Le feu qui courre

Chronique de Monsieur Pierre Demers, cinéaste et poète rouge d’Arvida

Si le feu brûlait ma maison, qu’emporterai-je? J’aimerais emporter le feu…
-Jean Cocteau

L’actualité a le feu au cul. Ça n’a jamais senti autant le roussi et la boucane de feux de camps. Pas juste là-bas, au loin mais ici aussi. On dirait même plus ici que là-bas. Je ne devais plus écrire de chroniques pour un certain temps, mettre celles déjà écrites en meilleure forme et tenter d’en faire un livre comme j’ai déjà fait. Mais, le feu m’attire, ou plutôt m’attise. C’est plus fort que moi. Je dois lui régler son compte.

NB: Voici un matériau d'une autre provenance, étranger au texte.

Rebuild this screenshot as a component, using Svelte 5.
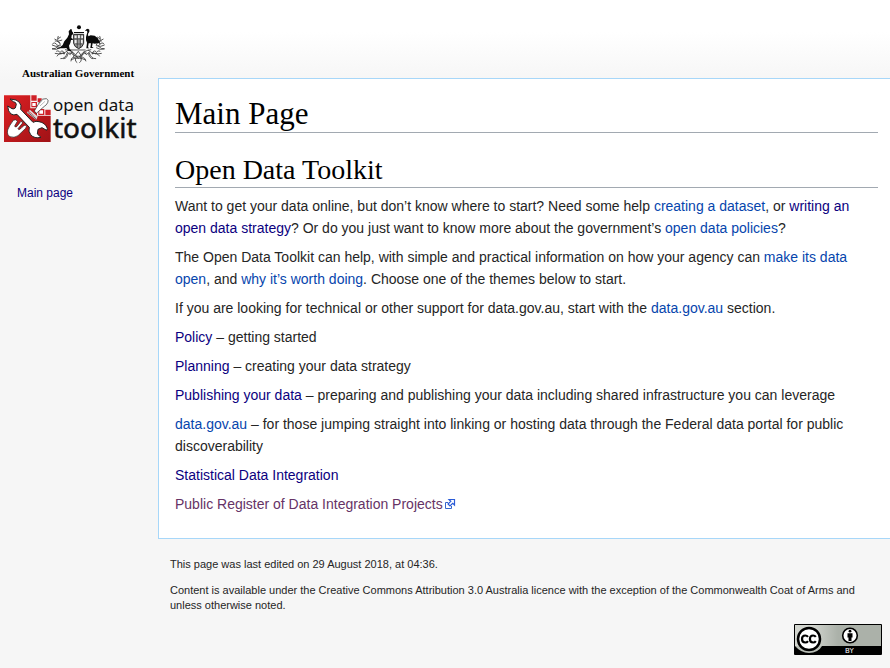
<script>
  const themes = [
    { label: 'Policy', rest: ' – getting started', visited: true },
    { label: 'Planning', rest: ' – creating your data strategy', visited: true },
    {
      label: 'Publishing your data',
      rest: ' – preparing and publishing your data including shared infrastructure you can leverage',
      visited: true
    },
    {
      label: 'data.gov.au',
      rest: ' – for those jumping straight into linking or hosting data through the Federal data portal for public discoverability',
      visited: false
    },
    { label: 'Statistical Data Integration', rest: '', visited: true }
  ];
</script>

<div class="page">
  <aside>
    <a class="logo" href="#main" aria-label="Visit the main page">
      <svg width="142" height="126" viewBox="0 0 142 126" role="img" aria-label="Australian Government Open Data Toolkit">
        <!-- coat of arms -->
        <g transform="translate(39 0) scale(.33333)">
          <g fill="none" stroke="#3a3a3a" stroke-width="2.500" transform="translate(-5 0) scale(1.050 1)">
            <path d="M66 77q-14 5-24-2m17 2q-11-14-16-4m23 3q-4-14-16-13m12 13q-12 14-20 10M89 90q-16 16-39 10m17 3q-4-14-13-9m22 9q-1-15-10-8m20 2q-5 20-20 19m13-15q-16-5-23 8m32-9q-4 17-14 16M66 83q-12 8-24 4M66 70q-12-8-6-22m-2 14l-9-5m10-1l8-5m-6 12l10-3" />
            <path d="M168 77q14 5 24-2m-17 2q11-14 16-4m-23 3q4-14 16-13m-12 13q12 14 20 10M145 90q16 16 39 10m-17 3q4-14 13-9m-22 9q1-15 10-8m-20 2q5 20 20 19m-13-15q16-5 23 8m-32-9q4 17 14 16M168 83q12 8 24 4M172 70q12-8 6-22m2 14l9-5m-10-1l-8-5m6 12l-10-3" />
            <path d="M79 89q24 1 38 27q12-25 37-27M91 99q14 0 13 14q14-9 22 0q0-13 15-14M104 111q-8 2-8 13m17-16q-9 14 1 20m8-20q8 14-2 20m8-17q10 3 11 13M96 119q22-10 42 1M96 90h42" />
            <path d="M85 96l9 8 5-9 8 13 10-14 9 14 8-13 6 9 9-8" />
          </g>
          <g fill="#0a0a0a">
            <circle cx="120" cy="22" r="6" />
            <path d="M105 36h30v3h-30z" />
            <path d="M95 27l3 1 1 6 4 5-1 4-4 3-1 8 5 3-1 3-5 0-2 9-4 8 2 10 5 3-1 3-8-1-6-8-6 1-12 0-10 1 0-3 9-1 8-7 5-11 9-11 5-10-1-9z" />
            <path d="M142 28l5-2 4 3 0 6-4 7 1 7 7-3 12 1 9 7 5 10 4 9-8-4-9 2-7-1-2 10 5 4-10 0 2-14-7 0-2 12 4 3-9 0 2-17-3-8 0-9 4-14-1-5-6 1z" />
          </g>
          <path d="M104 43h30v27q-3 12-15 16q-13-5-15-16z" fill="#999" stroke="#222" stroke-width="3" />
          <path d="M107 47h6v7h-6zM117 46h6v8h-6zM127 47h5v7h-5zM107 60h6v9h-6zM126 60h5v9h-5z" fill="#eee" />
          <path d="M115 43v41M124 43v41M105 57h28M110 72h18" stroke="#333" stroke-width="2" />
        </g>
        <text x="22" y="57" class="gov">Australian Government</text>

        <!-- toolkit emblem -->
        <defs>
          <linearGradient id="red" x1="0" y1="0" x2="1" y2="1">
            <stop offset="0" stop-color="#dc2023" />
            <stop offset="1" stop-color="#a01216" />
          </linearGradient>
        </defs>
        <g transform="translate(0 70) scale(.33333)">
          <path d="M12 16h79v39h20v22h41v79H12z" fill="url(#red)" />
          <g fill="#cf2027">
            <path d="M94 16h16v16H94zM113 25h12v12h-12zM94 36h17v16H94zM115 57h18v18h-18zM136 59h16v16h-16z" />
          </g>
          <path d="M97 39h10v9H97zM118 61h11v10h-11z" fill="#fff" />
          <g transform="translate(0 3)" stroke="#222" stroke-width="2" stroke-linejoin="round">
            <path d="M103 60l16-27q8-12 20-10q9 4 4 12q-3 7-10 11l-24 21z" fill="#fff" />
            <path d="M120 45l15-14M115 42l12-14" stroke="#999" />
            <path d="M82 63l28 21M88 58l24 21" fill="none" stroke="#ddd" stroke-width="5" />
            <path d="M83 64l26 20" fill="none" />
            <path d="M40 88q-13 17-17 29q-3 15 7 20q12 5 24-3l23-22q5-7-1-9q-4-1-15 11q-6 4-7-1l13-16q2-6-4-6L50 107q-5 3-6-2l8-14q-3-8-12-3z" fill="#fff" />
            <path d="M30 24l18 3q13 6 15 17l-1 11 37 39q9-5 18-2q19 3 25 20l-2 6-14-8-12 5-2 14 11 10q-20 5-31-8q-8-10-4-22L51 70q-10 4-18-1q-9-7-10-24l13 8q5 2 10-2l3-11q-1-7-9-8z" fill="#fff" stroke-width="3" />
          </g>
        </g>
        <text x="53" y="91" class="small">open data</text>
        <text x="53" y="118" class="big">toolkit</text>
      </svg>
    </a>
    <nav aria-label="Site"><a class="visited" href="#main">Main page</a></nav>
  </aside>

  <div class="column">
    <main id="main">
      <h1>Main Page</h1>
      <h2>Open Data Toolkit</h2>
      <p>
        Want to get your data online, but don’t know where to start? Need some help <a href="#dataset">creating a dataset</a>,
        or <a class="visited" href="#strategy">writing an open data strategy</a>? Or do you just want to know more about the
        government’s <a href="#policies">open data policies</a>?
      </p>
      <p>
        The Open Data Toolkit can help, with simple and practical information on how your agency can
        <a href="#open">make its data open</a>, and <a href="#worth">why it’s worth doing</a>. Choose one of the themes below
        to start.
      </p>
      <p>
        If you are looking for technical or other support for data.gov.au, start with the
        <a href="#datagov">data.gov.au</a> section.
      </p>
      {#each themes as theme}
        <p><a href="#theme" class:visited={theme.visited}>{theme.label}</a>{theme.rest}</p>
      {/each}
      <p>
        <a class="external" href="#register">Public Register of Data Integration Projects<svg width="13" height="12" viewBox="0 0 13 12" aria-hidden="true">
            <path d="M5 4.500H2.500v6h6V8" fill="#fff" stroke="#36c" />
            <path d="M6 1.500h5.500v5.500L9.700 5.300 7 8 5 6l2.800-2.700z" fill="#fff" stroke="#2a5bd7" stroke-width="1.200" />
          </svg></a>
      </p>
    </main>

    <footer>
      <p>This page was last edited on 29 August 2018, at 04:36.</p>
      <p>
        Content is available under the Creative Commons Attribution 3.0 Australia licence with the exception of the
        Commonwealth Coat of Arms and unless otherwise noted.
      </p>
      <a class="licence" href="#licence" aria-label="Creative Commons Attribution">
        <svg width="88" height="31" viewBox="0 0 88 31" aria-hidden="true">
          <defs>
            <linearGradient id="grey"><stop offset=".2" stop-color="#d2d5cf" /><stop offset=".5" stop-color="#abb1a9" /></linearGradient>
          </defs>
          <rect width="88" height="31" rx="1" />
          <path d="M1 1h86v21H1z" fill="url(#grey)" />
          <path d="M1 22h27q-4 7-13 7-8 0-14-7z" fill="#b9beb6" />
          <circle cx="15" cy="15" r="11" fill="#fff" stroke="#000" stroke-width="2.500" />
          <path d="M14 12.800q-1-1.300-2.700-1.300Q8 11.500 8 15t3.300 3.500q1.700 0 2.700-1.400M21.800 12.800q-1-1.300-2.700-1.300-3.200 0-3.200 3.500t3.200 3.500q1.700 0 2.700-1.400" fill="none" stroke="#000" stroke-width="2.200" />
          <circle cx="56" cy="11.500" r="7.300" fill="#fff" stroke="#000" stroke-width="1.600" />
          <circle cx="56" cy="7.200" r="1.400" />
          <path d="M53.500 9.200h5v4.300h-1v3.500h-3v-3.500h-1z" />
          <text x="51" y="29" class="by">BY</text>
        </svg>
      </a>
    </footer>
  </div>
</div>

<style>
  :global(body) {
    margin: 0;
    background: #f6f6f6;
  }
  .page {
    display: flex;
    min-height: 100vh;
    font-family: 'Liberation Sans', Arial, sans-serif;
    color: #252525;
    background: linear-gradient(#fff 40%, #f6f6f6) no-repeat 0 0 / 100% 80px;
  }
  a {
    color: #0645ad;
    text-decoration: none;
  }
  a:hover {
    text-decoration: underline;
  }
  a.visited {
    color: #0b0080;
  }
  a.external {
    color: #663366;
  }
  aside {
    flex: 0 0 158px;
    padding-top: 20px;
  }
  .logo,
  .logo svg,
  .licence svg {
    display: block;
  }
  nav {
    padding: 39px 17px 0;
    font-size: 12px;
    line-height: 16px;
  }
  .gov {
    font: bold 11px 'Liberation Serif', serif;
    fill: #000;
  }
  .small {
    font: 17px 'Noto Sans', sans-serif;
    fill: #111;
  }
  .big {
    font: 28px 'Noto Sans', sans-serif;
    fill: #111;
    stroke: #111;
    stroke-width: 0.5px;
  }
  .by {
    font: 7px 'DejaVu Sans', sans-serif;
    fill: #fff;
  }
  .column {
    flex: 1;
    min-width: 0;
    padding-top: 78px;
  }
  main {
    padding: 16px 12px 16px 16px;
    background: #fff;
    border: 1px solid #a7d7f9;
    border-right: 0;
    font-size: 14px;
    line-height: 22px;
  }
  h1,
  h2 {
    margin: 0;
    border-bottom: 1px solid #a2a9b1;
    color: #000;
    font-family: 'Liberation Serif', serif;
    font-weight: 400;
  }
  h1 {
    font-size: 31px;
    line-height: 37px;
  }
  h2 {
    margin-top: 20px;
    font-size: 28px;
    line-height: 34px;
  }
  p {
    margin: 7px 0;
  }
  .external svg {
    vertical-align: -1px;
  }
  footer {
    padding: 18px 8px 12px 12px;
    font-size: 11px;
    line-height: 15px;
  }
  footer p {
    margin: 0 0 11px;
  }
  .licence {
    width: 88px;
    margin-left: auto;
    display: block;
  }
</style>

Il me reste en fait deux chroniques à écrire avant de monter tout ça en tout lisible. Ici, le feu, et après les croisières. J’ai reçu par la poste «mon guide des croisières 2023» de Promotion Saguenay. Je vais tout de même y répondre. C’est le temps qu’on arrête de compter les bateaux et de s’en monter. Mais pour le moment, le feu.

Dans un bulletin de nouvelle télé, une automobiliste évacuée répond à un micro qui la questionne : « c’est la première fois que je comprends vraiment ce que signifie être sans abri».

Mon texte part de là. Comme une révélation. Pas pour moi, je sais depuis toujours que nous sommes des itinérants en sursis. Une révélation pour ceux et celles qui ont toujours fait semblant de rien.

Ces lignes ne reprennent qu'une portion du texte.